**Challenge**
Only the lines from the first one through the line with "h-[1080px] w-[1920px] flex-col" should be printed, exactly as they appear.
---------- Dataset excerpts ----------
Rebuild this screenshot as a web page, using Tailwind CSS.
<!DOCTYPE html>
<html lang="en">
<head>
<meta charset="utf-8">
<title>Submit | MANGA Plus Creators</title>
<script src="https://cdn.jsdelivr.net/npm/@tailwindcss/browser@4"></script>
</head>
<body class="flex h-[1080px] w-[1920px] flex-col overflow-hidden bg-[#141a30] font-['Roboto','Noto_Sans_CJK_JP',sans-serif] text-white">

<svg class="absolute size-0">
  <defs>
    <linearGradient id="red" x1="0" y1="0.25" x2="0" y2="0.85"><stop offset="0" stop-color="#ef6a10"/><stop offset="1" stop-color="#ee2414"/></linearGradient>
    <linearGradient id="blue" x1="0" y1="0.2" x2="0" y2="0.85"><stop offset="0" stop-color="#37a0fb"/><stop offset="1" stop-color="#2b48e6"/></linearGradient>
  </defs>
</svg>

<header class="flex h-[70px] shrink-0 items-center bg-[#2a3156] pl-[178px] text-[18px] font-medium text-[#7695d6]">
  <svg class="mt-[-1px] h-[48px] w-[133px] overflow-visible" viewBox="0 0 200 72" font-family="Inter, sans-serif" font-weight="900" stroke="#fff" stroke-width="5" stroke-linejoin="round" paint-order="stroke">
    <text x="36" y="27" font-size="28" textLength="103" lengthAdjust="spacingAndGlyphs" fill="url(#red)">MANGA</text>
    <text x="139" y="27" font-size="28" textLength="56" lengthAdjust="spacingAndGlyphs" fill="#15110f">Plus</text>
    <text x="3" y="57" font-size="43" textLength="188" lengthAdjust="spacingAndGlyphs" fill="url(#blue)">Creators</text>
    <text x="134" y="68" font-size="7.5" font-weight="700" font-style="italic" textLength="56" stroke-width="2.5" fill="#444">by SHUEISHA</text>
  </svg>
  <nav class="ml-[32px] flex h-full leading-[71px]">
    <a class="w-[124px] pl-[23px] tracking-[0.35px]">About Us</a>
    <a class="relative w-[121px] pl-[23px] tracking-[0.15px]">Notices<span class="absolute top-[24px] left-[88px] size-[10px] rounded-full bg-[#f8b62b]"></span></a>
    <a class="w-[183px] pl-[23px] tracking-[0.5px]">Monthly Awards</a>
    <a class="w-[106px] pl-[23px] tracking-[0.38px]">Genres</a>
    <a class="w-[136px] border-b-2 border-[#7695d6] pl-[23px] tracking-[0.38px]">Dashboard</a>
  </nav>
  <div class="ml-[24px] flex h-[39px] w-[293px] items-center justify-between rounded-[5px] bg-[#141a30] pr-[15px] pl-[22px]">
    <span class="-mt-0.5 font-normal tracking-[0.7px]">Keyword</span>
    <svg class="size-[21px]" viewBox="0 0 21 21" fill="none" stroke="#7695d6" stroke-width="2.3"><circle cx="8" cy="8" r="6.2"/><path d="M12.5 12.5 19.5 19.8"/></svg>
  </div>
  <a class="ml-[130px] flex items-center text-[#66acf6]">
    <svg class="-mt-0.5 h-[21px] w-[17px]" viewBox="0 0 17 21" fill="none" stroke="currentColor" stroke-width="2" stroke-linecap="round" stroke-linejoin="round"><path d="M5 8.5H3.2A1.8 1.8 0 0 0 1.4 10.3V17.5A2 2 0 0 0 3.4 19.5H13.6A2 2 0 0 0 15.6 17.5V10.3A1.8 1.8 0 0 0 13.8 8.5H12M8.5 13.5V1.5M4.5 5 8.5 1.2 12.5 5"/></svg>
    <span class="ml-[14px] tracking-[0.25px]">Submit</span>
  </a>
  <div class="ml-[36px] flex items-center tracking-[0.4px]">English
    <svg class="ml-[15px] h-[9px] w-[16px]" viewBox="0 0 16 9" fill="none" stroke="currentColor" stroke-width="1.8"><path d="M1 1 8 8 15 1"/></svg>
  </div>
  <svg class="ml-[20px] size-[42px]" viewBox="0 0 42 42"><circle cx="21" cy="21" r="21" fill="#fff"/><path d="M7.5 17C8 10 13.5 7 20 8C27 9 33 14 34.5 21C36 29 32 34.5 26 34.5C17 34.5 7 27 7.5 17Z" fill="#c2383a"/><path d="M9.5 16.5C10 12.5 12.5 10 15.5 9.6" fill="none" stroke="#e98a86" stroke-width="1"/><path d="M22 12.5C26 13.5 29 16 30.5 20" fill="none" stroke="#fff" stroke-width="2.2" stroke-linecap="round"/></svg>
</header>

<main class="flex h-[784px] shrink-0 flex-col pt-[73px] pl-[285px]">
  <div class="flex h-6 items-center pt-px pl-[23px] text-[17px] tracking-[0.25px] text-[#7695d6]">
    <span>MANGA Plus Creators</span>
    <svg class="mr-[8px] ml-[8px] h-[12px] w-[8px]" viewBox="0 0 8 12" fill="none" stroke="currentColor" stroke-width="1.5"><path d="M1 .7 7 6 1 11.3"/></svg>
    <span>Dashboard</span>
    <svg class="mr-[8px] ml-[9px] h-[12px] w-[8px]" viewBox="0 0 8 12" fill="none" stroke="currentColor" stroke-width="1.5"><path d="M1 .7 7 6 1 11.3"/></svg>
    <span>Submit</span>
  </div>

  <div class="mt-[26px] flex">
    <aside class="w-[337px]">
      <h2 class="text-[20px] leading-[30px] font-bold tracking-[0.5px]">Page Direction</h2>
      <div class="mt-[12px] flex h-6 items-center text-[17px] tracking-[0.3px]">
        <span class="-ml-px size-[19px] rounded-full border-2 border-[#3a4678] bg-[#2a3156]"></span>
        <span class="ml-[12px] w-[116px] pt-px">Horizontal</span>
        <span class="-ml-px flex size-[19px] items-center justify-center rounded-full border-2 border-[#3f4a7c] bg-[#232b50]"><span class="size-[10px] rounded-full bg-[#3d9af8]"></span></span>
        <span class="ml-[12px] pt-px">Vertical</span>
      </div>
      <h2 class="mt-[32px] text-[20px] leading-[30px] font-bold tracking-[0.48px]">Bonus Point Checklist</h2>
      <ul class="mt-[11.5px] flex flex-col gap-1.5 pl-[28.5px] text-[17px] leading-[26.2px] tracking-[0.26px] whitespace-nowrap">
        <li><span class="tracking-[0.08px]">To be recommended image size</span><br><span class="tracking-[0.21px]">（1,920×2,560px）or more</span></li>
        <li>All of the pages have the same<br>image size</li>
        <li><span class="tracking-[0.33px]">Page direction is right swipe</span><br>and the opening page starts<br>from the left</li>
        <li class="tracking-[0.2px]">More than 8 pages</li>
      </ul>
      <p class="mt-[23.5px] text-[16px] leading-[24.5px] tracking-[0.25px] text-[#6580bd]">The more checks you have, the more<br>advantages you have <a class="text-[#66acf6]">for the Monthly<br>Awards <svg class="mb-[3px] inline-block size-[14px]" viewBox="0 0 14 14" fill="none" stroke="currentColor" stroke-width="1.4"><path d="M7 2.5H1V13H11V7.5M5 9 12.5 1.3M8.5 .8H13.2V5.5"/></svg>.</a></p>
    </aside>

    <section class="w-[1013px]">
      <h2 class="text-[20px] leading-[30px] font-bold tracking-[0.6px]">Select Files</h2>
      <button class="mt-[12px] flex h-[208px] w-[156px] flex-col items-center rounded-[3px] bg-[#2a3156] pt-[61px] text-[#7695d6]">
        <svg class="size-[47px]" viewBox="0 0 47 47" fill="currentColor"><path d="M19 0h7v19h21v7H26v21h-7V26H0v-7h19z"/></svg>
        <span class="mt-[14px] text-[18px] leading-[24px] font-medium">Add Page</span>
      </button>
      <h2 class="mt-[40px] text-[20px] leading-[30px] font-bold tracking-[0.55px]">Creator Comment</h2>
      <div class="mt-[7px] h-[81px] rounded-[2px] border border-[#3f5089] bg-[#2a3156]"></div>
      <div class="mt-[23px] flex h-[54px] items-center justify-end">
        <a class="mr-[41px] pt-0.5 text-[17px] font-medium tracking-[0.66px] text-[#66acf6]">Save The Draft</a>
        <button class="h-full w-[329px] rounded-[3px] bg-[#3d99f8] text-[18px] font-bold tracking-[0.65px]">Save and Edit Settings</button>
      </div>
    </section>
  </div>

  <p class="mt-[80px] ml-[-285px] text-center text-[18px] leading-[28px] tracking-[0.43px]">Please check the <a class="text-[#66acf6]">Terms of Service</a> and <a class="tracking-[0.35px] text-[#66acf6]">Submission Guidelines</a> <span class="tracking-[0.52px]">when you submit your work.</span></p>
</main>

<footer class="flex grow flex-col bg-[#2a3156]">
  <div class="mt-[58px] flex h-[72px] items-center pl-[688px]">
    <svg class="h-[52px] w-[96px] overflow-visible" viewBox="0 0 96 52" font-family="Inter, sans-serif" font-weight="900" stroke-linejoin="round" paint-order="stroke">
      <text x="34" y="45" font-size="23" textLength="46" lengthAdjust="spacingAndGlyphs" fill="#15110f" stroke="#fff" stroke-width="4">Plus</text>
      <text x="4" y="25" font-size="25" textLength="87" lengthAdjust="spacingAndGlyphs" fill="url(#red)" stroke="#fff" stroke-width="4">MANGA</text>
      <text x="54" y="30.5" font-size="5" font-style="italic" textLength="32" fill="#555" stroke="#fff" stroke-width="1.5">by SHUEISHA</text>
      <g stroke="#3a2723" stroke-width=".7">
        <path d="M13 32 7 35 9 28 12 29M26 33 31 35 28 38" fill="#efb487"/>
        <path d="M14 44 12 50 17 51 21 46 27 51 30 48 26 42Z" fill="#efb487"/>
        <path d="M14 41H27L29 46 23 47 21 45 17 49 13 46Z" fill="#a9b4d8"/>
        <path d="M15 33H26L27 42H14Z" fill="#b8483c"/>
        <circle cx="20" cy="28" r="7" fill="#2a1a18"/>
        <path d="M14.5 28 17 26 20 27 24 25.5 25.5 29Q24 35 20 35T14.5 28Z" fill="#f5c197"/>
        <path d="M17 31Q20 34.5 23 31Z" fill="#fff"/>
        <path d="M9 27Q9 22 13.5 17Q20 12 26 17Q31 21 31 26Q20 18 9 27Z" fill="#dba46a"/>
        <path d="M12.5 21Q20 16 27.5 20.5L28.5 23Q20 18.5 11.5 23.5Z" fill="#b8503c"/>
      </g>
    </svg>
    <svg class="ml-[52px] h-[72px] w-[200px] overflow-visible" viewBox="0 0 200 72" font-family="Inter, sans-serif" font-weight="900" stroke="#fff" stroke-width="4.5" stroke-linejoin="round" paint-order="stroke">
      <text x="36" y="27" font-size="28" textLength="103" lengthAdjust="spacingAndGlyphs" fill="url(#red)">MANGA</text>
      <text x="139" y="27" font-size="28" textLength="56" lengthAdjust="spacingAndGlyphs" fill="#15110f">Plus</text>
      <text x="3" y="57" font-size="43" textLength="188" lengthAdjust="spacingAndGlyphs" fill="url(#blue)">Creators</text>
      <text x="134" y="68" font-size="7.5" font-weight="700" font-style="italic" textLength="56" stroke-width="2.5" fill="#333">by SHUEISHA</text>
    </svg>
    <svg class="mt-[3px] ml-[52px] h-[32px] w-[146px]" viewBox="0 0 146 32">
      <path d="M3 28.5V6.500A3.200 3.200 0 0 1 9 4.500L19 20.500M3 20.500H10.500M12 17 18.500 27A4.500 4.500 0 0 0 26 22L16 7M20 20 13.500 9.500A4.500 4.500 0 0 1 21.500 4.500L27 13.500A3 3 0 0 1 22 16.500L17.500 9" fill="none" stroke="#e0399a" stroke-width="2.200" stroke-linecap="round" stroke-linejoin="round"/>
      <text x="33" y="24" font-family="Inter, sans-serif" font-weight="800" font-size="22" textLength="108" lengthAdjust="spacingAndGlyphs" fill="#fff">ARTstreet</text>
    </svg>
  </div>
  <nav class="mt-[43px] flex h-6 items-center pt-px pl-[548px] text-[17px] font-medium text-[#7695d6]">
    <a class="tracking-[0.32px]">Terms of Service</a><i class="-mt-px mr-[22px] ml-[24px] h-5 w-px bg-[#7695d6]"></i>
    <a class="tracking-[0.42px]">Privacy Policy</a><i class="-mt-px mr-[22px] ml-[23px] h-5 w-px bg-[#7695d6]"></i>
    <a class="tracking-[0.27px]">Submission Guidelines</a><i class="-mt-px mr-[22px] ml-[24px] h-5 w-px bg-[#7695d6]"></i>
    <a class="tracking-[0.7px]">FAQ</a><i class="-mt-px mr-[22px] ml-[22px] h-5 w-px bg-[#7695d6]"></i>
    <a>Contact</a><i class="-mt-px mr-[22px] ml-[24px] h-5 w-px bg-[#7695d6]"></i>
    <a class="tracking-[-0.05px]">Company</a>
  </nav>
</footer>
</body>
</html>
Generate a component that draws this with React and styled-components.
----------
**Written solution**
Rebuild this screenshot as a web page, using Tailwind CSS.
<!DOCTYPE html>
<html lang="en">
<head>
<meta charset="utf-8">
<title>Submit | MANGA Plus Creators</title>
<script src="https://cdn.jsdelivr.net/npm/@tailwindcss/browser@4"></script>
</head>
<body class="flex h-[1080px] w-[1920px] flex-col overflow-hidden bg-[#141a30] font-['Roboto','Noto_Sans_CJK_JP',sans-serif] text-white">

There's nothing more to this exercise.